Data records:
#####

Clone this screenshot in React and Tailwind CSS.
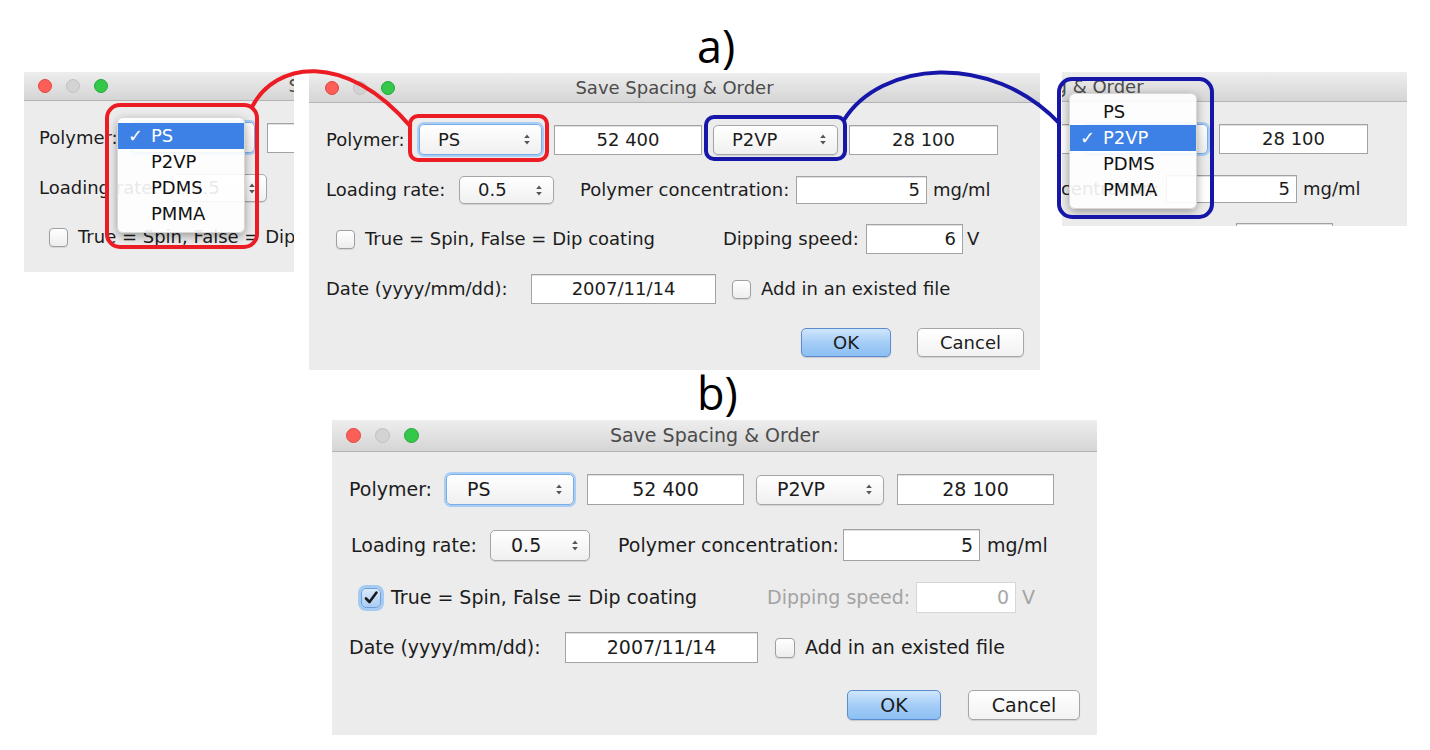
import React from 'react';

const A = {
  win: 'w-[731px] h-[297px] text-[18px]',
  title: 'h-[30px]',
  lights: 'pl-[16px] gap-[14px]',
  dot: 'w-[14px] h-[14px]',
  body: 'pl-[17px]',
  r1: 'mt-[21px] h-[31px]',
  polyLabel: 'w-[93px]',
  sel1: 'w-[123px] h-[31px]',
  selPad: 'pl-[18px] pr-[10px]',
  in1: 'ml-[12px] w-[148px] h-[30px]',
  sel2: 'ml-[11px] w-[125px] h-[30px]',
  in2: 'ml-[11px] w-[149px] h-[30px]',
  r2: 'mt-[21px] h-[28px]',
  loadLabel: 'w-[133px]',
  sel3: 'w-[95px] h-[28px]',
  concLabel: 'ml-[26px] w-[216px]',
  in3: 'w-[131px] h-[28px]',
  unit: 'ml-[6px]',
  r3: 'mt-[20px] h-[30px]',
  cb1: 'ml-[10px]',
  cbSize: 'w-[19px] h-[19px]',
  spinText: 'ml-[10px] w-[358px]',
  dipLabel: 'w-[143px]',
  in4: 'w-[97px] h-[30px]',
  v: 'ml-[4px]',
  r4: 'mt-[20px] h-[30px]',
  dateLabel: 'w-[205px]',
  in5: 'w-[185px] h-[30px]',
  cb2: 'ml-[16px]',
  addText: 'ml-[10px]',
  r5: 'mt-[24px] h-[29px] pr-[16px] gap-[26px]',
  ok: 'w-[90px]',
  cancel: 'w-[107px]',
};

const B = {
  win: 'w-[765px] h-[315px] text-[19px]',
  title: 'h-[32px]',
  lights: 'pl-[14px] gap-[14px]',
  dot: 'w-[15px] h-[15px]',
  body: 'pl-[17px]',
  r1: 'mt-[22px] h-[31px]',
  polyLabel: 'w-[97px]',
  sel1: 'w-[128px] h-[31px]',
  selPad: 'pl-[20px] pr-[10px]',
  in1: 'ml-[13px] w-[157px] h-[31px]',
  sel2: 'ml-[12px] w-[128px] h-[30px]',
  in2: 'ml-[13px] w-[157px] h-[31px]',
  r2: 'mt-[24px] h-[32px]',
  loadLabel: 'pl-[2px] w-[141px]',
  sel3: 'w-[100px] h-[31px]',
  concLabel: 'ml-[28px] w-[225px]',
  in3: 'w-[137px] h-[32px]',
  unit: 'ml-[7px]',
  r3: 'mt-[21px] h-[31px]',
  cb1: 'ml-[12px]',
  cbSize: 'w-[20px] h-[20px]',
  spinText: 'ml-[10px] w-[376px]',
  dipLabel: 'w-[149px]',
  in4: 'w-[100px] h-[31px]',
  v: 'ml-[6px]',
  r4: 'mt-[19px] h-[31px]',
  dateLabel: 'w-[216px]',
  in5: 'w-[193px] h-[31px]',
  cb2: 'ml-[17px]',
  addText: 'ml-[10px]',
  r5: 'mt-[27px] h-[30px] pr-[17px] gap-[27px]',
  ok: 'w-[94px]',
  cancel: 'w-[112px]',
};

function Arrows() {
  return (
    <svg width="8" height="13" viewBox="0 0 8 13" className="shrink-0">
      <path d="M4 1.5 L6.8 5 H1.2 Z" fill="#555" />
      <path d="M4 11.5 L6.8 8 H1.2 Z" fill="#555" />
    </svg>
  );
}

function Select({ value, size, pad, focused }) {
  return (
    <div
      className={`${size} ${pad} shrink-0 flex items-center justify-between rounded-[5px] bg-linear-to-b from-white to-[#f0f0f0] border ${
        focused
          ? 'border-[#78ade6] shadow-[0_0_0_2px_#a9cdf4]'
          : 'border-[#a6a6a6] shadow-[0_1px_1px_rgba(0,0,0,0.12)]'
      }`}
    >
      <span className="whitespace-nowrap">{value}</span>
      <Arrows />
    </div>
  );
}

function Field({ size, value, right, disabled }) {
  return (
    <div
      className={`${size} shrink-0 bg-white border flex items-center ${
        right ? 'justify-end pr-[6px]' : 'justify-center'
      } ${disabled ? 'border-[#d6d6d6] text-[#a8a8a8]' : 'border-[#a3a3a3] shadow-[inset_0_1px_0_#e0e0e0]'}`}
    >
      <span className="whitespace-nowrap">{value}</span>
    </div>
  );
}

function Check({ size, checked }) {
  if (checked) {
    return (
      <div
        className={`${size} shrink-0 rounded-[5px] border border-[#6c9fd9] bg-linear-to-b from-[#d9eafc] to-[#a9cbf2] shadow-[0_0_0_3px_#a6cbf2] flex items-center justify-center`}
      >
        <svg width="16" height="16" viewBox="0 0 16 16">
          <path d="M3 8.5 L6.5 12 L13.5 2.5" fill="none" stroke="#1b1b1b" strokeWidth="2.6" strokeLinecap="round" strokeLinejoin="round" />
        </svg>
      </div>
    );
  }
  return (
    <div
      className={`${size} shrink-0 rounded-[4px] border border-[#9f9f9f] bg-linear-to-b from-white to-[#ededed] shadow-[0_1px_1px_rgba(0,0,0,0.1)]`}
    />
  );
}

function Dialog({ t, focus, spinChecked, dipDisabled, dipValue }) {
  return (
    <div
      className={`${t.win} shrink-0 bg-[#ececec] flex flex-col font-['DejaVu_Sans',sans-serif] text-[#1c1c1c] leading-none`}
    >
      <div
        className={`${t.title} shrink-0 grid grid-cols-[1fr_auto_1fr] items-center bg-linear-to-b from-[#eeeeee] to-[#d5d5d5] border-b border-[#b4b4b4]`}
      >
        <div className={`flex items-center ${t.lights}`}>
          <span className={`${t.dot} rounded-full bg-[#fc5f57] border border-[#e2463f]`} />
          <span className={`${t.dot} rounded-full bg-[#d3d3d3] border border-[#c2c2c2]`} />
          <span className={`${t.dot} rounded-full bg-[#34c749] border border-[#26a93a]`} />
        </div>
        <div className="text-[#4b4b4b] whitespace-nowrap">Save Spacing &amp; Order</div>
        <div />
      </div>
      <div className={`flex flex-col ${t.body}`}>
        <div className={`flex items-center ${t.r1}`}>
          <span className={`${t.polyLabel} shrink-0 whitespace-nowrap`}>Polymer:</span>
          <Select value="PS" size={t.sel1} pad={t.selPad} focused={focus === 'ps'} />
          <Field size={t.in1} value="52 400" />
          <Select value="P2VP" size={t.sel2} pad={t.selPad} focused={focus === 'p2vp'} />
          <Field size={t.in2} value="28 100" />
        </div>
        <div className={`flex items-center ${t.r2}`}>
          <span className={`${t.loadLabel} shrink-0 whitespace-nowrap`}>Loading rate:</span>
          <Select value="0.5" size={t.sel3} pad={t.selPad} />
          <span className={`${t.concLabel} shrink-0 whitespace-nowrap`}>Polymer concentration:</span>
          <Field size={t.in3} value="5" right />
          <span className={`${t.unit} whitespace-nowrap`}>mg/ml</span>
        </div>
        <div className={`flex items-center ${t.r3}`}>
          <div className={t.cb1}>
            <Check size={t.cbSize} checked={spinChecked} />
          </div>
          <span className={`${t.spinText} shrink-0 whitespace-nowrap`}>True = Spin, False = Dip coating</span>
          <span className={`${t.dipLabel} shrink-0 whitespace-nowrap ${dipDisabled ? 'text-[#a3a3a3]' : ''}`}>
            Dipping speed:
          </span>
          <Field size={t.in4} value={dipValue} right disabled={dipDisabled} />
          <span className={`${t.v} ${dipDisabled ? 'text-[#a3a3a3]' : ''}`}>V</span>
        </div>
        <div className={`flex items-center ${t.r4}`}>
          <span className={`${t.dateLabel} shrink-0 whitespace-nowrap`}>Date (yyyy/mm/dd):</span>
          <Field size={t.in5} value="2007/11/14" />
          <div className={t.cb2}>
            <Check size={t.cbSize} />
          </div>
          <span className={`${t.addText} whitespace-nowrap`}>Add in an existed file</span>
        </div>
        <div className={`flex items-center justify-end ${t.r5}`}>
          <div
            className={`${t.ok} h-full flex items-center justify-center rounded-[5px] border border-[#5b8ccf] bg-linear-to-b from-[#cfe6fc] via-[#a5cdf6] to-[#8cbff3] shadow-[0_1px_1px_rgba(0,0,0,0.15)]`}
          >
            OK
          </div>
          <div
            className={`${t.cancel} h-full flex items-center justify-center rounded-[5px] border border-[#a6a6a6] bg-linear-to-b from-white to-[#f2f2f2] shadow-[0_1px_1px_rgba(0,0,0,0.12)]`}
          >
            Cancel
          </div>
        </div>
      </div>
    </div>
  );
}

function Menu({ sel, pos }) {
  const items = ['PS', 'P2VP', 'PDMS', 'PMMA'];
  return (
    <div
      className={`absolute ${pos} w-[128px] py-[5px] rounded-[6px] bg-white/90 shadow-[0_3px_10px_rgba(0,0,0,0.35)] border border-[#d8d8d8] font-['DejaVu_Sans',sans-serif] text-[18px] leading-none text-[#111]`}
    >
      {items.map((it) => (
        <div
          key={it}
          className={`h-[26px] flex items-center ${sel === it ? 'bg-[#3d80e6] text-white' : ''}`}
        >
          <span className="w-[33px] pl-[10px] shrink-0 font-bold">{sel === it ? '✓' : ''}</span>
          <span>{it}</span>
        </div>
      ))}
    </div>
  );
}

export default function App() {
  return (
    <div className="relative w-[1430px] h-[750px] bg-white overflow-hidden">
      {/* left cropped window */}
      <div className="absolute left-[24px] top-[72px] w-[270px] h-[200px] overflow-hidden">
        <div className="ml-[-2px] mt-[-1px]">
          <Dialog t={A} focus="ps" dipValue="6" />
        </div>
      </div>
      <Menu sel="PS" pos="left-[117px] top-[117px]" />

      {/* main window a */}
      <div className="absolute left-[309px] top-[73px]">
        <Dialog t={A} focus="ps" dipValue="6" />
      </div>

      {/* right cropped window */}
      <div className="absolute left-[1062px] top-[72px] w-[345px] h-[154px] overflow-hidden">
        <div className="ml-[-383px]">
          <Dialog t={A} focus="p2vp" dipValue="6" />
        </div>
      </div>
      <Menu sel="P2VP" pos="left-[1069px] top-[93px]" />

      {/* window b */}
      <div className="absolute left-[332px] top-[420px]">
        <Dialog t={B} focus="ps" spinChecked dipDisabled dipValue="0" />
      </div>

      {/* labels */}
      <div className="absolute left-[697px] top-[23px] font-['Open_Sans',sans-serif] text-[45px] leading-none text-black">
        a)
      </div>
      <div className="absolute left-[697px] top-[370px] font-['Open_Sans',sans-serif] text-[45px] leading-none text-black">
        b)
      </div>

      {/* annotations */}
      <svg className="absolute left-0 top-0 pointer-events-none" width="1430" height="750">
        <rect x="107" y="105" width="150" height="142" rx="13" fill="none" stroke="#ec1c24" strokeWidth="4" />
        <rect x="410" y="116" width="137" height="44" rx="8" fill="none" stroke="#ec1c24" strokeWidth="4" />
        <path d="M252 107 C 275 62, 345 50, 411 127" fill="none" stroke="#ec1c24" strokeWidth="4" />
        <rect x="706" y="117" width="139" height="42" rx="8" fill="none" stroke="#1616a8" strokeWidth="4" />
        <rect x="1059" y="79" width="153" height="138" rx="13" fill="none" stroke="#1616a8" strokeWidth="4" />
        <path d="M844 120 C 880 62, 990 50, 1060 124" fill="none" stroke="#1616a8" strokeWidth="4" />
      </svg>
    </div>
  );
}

#####

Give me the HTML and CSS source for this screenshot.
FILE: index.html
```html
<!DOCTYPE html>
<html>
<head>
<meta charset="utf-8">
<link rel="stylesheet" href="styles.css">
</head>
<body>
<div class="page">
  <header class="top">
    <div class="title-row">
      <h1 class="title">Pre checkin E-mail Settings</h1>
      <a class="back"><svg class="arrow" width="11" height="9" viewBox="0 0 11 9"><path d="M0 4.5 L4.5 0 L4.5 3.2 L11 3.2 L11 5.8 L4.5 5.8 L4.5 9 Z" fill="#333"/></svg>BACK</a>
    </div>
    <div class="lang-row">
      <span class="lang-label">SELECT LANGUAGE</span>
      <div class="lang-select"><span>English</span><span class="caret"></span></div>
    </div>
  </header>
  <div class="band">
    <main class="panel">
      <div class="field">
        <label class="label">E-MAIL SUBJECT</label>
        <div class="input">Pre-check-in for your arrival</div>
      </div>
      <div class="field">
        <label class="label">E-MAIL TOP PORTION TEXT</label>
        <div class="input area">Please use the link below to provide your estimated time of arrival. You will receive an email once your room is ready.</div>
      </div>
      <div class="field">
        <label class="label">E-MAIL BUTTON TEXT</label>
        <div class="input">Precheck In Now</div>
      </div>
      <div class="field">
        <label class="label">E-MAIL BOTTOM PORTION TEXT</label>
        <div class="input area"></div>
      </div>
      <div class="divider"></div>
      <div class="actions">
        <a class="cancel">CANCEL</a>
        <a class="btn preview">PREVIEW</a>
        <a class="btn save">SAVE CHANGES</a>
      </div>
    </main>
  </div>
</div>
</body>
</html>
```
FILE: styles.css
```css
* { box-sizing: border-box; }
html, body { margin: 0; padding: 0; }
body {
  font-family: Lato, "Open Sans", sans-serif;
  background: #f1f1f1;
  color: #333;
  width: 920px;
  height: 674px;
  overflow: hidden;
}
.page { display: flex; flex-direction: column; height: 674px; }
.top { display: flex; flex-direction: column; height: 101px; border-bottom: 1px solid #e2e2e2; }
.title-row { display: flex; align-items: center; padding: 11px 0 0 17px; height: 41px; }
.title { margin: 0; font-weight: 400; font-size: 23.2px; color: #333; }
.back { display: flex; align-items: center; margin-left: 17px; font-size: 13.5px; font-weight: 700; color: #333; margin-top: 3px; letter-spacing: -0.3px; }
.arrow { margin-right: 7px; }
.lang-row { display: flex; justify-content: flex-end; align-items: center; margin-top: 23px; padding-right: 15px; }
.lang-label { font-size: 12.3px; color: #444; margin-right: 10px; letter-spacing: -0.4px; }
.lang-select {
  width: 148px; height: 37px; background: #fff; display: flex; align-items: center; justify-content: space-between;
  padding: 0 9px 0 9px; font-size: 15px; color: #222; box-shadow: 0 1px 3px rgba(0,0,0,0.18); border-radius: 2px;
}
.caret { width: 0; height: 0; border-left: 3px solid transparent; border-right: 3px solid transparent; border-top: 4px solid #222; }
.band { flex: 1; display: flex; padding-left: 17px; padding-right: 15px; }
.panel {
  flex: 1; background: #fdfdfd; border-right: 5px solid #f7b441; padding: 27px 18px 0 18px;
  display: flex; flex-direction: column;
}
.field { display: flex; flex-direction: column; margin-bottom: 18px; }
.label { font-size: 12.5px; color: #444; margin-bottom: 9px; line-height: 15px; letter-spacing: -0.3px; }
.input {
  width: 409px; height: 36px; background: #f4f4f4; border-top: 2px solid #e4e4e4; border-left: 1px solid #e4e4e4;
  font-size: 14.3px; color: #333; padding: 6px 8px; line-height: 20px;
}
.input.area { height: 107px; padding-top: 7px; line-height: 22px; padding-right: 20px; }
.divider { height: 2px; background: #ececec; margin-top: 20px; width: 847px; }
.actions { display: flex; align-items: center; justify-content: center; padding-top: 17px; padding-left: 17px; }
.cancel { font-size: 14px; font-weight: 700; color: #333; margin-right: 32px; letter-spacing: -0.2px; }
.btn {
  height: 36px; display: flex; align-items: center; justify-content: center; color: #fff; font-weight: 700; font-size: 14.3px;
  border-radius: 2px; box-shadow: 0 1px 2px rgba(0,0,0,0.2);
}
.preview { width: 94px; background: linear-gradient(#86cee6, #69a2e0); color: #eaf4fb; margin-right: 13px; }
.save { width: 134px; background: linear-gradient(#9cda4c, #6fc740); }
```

#####

- **Written request**
Starting at the line that contains "Clone this screenshot" and stopping after the line that contains "import React from 'react';", copy every line exactly. Leave any pictures behind.

- **Correct answer**
Clone this screenshot in React and Tailwind CSS.
import React from 'react';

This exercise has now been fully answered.